Sunday, 15 March 2015

The mystery behind ‘Sugar-free Chyawanprash’

I've made a checklist of the colleges in Dehradun offering my subject. Every morning, I punch in the location of the college on google maps and let the GPS guide me to my destination. 'No vacancy', ' just hired' and 'over qualified' are some of the more subtle ways I've been declined.
One morning, as I headed out of the drive way, I cleared my head of all the negative thoughts and reassured myself that there indeed is light at the end of the tunnel. I was heading to yet another college, to ‘try’ my luck. This particular college was located pretty close to our present location and I felt commuting would be no hassle.
As I headed to the reception area, I was greeted by a gentle lady who asked me to drop my resume for future references. Tired of being stalled in the same manner from other colleges, I was adamant to meet the academic director and introduce myself. The academic director was a man in his late fifties or early sixties, had a dignified posture and definitely seemed like a man of great accomplishment (looks are deceiving).
After a brief introduction from both the sides, I sensed as if the conversation was heading somewhere. The salary quoted seemed like I would be ‘working for peanuts’, but I was assured that would be worked out. I also mentioned that we were new in station, due to my husband’s posting. The interview was scheduled in another two weeks which gave me time to prepare myself appropriately.
That evening, as I sat sipping my tea, I was pleasantly surprised by a call from the man I met in the morning. He wanted me to get my testimonials and certificates to his office the next day so they could finalize things and prepare my appointment letter.
It felt like someone had shot me up a rocket and I could barely keep my feet on the ground. To the moon and stars, my next destination… But wait! He added, “get me a pack of axe deodorant, a bottle of coconut oil and a pack of Chyawanprash, the sugarfree one”.
You people know what happened next.  
The rocket hit the brakes and I felt as if I was gasping to stay on it. I was crashing back to the ground. I did not understand what just happened. I was out of words.
I said goodbye and hung up the phone.
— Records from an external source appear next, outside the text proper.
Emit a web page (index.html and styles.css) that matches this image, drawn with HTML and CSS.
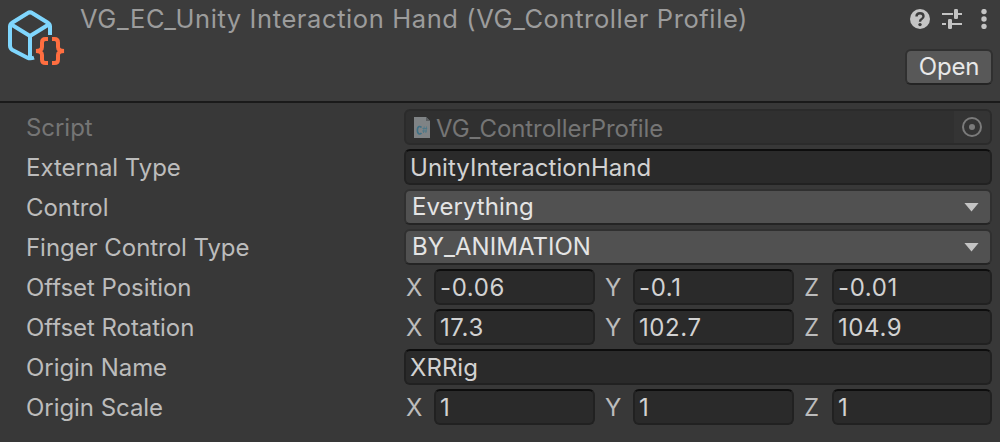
FILE: index.html
```
<!DOCTYPE html>
<html lang="en">
<head>
<meta charset="utf-8">
<title>Inspector</title>
<link rel="stylesheet" href="styles.css">
</head>
<body>
<main class="inspector">
  <header class="header">
    <svg class="asset-icon" viewBox="0 0 60 62" fill="none">
      <g stroke="#7fd6fd" stroke-width="4" stroke-linejoin="round">
        <path d="M42 26V17.500Q42 15 39.500 13.500L24.500 4.200Q22 2.500 19.500 4.200L4.500 13.500Q2 15 2 17.500V36.500Q2 39.500 4.500 41L19.500 48.700Q22 50 26 48.700"/>
        <path d="M2.500 15L22 27L41.500 15M22 27V49"/>
      </g>
      <path d="M40 30H37.500Q34 30 34 33.500V38Q34 41.800 28 42Q34 42.200 34 46V50.500Q34 54 37.500 54H40M44 30H46.500Q50 30 50 33.500V38Q50 41.800 56 42Q50 42.200 50 46V50.500Q50 54 46.500 54H44" stroke="#ff6e40" stroke-width="4"/>
    </svg>
    <h1 class="title">VG_EC_Unity Interaction Hand (VG_Controller Profile)</h1>
    <div class="actions">
      <div class="tools">
        <svg width="20" height="20" viewBox="0 0 20 20"><circle cx="10" cy="10" r="10" fill="#c4c4c4"/><path d="M6.500 7.500Q6.500 4.200 10 4.200T13.500 7.300Q13.500 9 11.700 10Q10 10.800 10 12.700" fill="none" stroke="#3c3c3c" stroke-width="2.400"/><circle cx="10" cy="15.600" r="1.700" fill="#3c3c3c"/></svg>
        <svg width="20" height="20" viewBox="0 0 20 20" fill="#c4c4c4"><path d="M0 4h11v2H0zM16 4h4v2h-4zM0 14h4v2H0zM9 14h11v2H9z"/><rect x="12" width="4" height="10" rx="1.200"/><rect x="6" y="10" width="4" height="10" rx="1.200"/></svg>
        <svg width="6" height="20" viewBox="0 0 6 20" fill="#c4c4c4"><circle cx="3" cy="2.600" r="2.700"/><circle cx="3" cy="10" r="2.700"/><circle cx="3" cy="17.400" r="2.700"/></svg>
      </div>
      <button class="open">Open</button>
    </div>
  </header>
  <section class="properties">
    <div class="row disabled">
      <span class="label">Script</span>
      <div class="field object">
        <svg class="file-icon" width="16" height="21" viewBox="0 0 16 21"><path d="M0 0H12L16 4V21H0z" fill="#7f8385"/><path d="M12 0V4H16z" fill="#5b5e60"/><path d="M7.500 10.500Q6.500 9.300 5.200 9.500Q3.400 10 3.400 13.300T5.200 17Q6.500 17.300 7.500 16" fill="none" stroke="#3e7085" stroke-width="1.600"/><path d="M10.200 9.500L9.500 16M12.500 9.500L11.800 16M8.500 11.500H13.200M8.200 14H13" stroke="#4c7889" stroke-width=".9"/></svg>
        <span class="value">VG_ControllerProfile</span>
        <span class="picker"><svg width="20" height="20" viewBox="0 0 20 20"><circle cx="10" cy="10" r="9" fill="none" stroke="#7b7b7b" stroke-width="2"/><circle cx="10" cy="10" r="3" fill="#7b7b7b"/></svg></span>
      </div>
    </div>
    <div class="row"><span class="label">External Type</span><div class="field"><span class="value">UnityInteractionHand</span></div></div>
    <div class="row"><span class="label">Control</span><div class="field dropdown"><span class="value">Everything</span><i class="arrow"></i></div></div>
    <div class="row"><span class="label">Finger Control Type</span><div class="field dropdown"><span class="value">BY_ANIMATION</span><i class="arrow"></i></div></div>
    <div class="row"><span class="label">Offset Position</span>
      <div class="vector"><span class="axis">X</span><div class="field num">-0.06</div><span class="axis">Y</span><div class="field num">-0.1</div><span class="axis">Z</span><div class="field num">-0.01</div></div></div>
    <div class="row"><span class="label">Offset Rotation</span>
      <div class="vector"><span class="axis">X</span><div class="field num">17.3</div><span class="axis">Y</span><div class="field num">102.7</div><span class="axis">Z</span><div class="field num">104.9</div></div></div>
    <div class="row"><span class="label">Origin Name</span><div class="field"><span class="value">XRRig</span></div></div>
    <div class="row"><span class="label">Origin Scale</span>
      <div class="vector"><span class="axis">X</span><div class="field num">1</div><span class="axis">Y</span><div class="field num">1</div><span class="axis">Z</span><div class="field num">1</div></div></div>
  </section>
</main>
</body>
</html>
```
FILE: styles.css
```
* { box-sizing: border-box; }
body {
  margin: 0;
  background: #383838;
  color: #d2d2d2;
  font: 400 24px/32px Inter, "Liberation Sans", sans-serif;
  letter-spacing: 0.03px;
  overflow: hidden;
}
.inspector { width: 1000px; height: 442px; }
.header {
  display: flex;
  height: 103px;
  padding: 3px 8px 0;
  background: #3c3c3c;
  border-bottom: 2px solid #1a1a1a;
}
.asset-icon { flex: none; width: 60px; height: 62px; margin-top: 6px; }
.title {
  flex: 1;
  margin: 0 0 0 12px;
  font-size: 25.5px;
  font-weight: 400;
  line-height: 32px;
  letter-spacing: 0.6px;
  color: #9c9c9c;
  white-space: nowrap;
}
.actions { display: flex; flex-direction: column; align-items: flex-end; }
.tools { display: flex; gap: 12px; height: 20px; margin: 6px 5px 20px 0; }
.tools svg:last-child { margin-left: 7px; }
.open {
  width: 88px;
  height: 36px;
  margin-right: -1px;
  padding: 0;
  border: 2px solid #303030;
  border-bottom-color: #242424;
  border-radius: 6px;
  background: #585858;
  color: #e8e8e8;
  font: inherit;
  letter-spacing: -0.2px;
  line-height: 30px;
}
.properties { display: grid; gap: 4px; padding: 6px 8px 0 26px; }
.row { display: grid; grid-template-columns: 378px 588px; height: 36px; }
.label { line-height: 38px; color: #bcbcbc; letter-spacing: -0.05px; white-space: nowrap; }
.field {
  display: flex;
  align-items: center;
  height: 36px;
  padding: 1px 0 0 4px;
  border: 2px solid #212121;
  border-top-color: #0d0d0d;
  border-radius: 6px;
  background: #2a2a2a;
  white-space: nowrap;
}
.object { padding-left: 8px; border-color: #2b2b2b; background: #303030; }
.disabled .label, .disabled .value { color: #757575; }
.object .value { margin-top: 2px; letter-spacing: -0.07px; }
.file-icon { margin-right: 6px; }
.picker {
  display: grid;
  place-items: center;
  width: 36px;
  height: 32px;
  margin: -1px 0 0 auto;
  background: #343434;
  border-radius: 0 4px 4px 0;
}
.dropdown {
  padding: 0 8px 1px 6px;
  border-color: #303030;
  border-bottom-color: #242424;
  background: #515151;
  color: #e4e4e4;
}
.arrow {
  width: 15px;
  height: 9px;
  margin-left: auto;
  margin-top: 1px;
  margin-right: 3px;
  background: #c4c4c4;
  clip-path: polygon(0 0, 100% 0, 50% 100%);
}
.vector { display: grid; grid-template-columns: 30px 161px 38px 161px 38px 160px; }
.axis { line-height: 38px; padding-left: 10px; color: #bcbcbc; }
.axis:first-child { padding-left: 2px; }
.num { padding-left: 4px; letter-spacing: 0.6px; }
```
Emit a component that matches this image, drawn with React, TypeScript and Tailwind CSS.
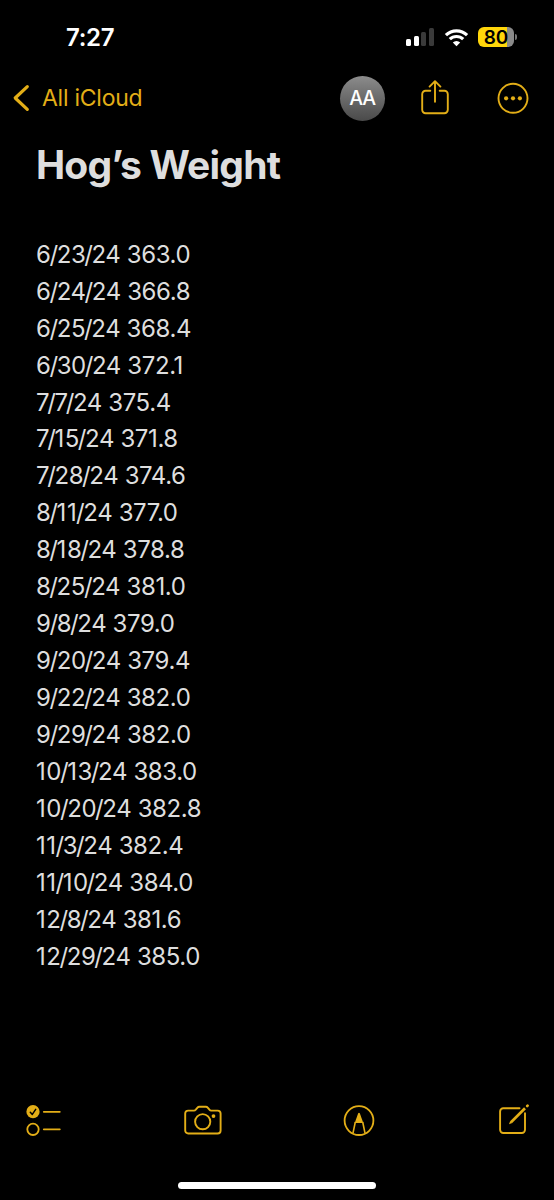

So much so, for the ‘sugar-free Chyawanprash’.  

Now that I think about that call, I wonder, was it a bribe or a ‘haq se maango’ moment? Did he conveniently think that he had a right to the facility offered to my husband (as a professional perk), just because he planned to offer me a job? Or was he testing how desperate I was for the job?

I guess, I’ll just leave it at that. It is a funny world indeed.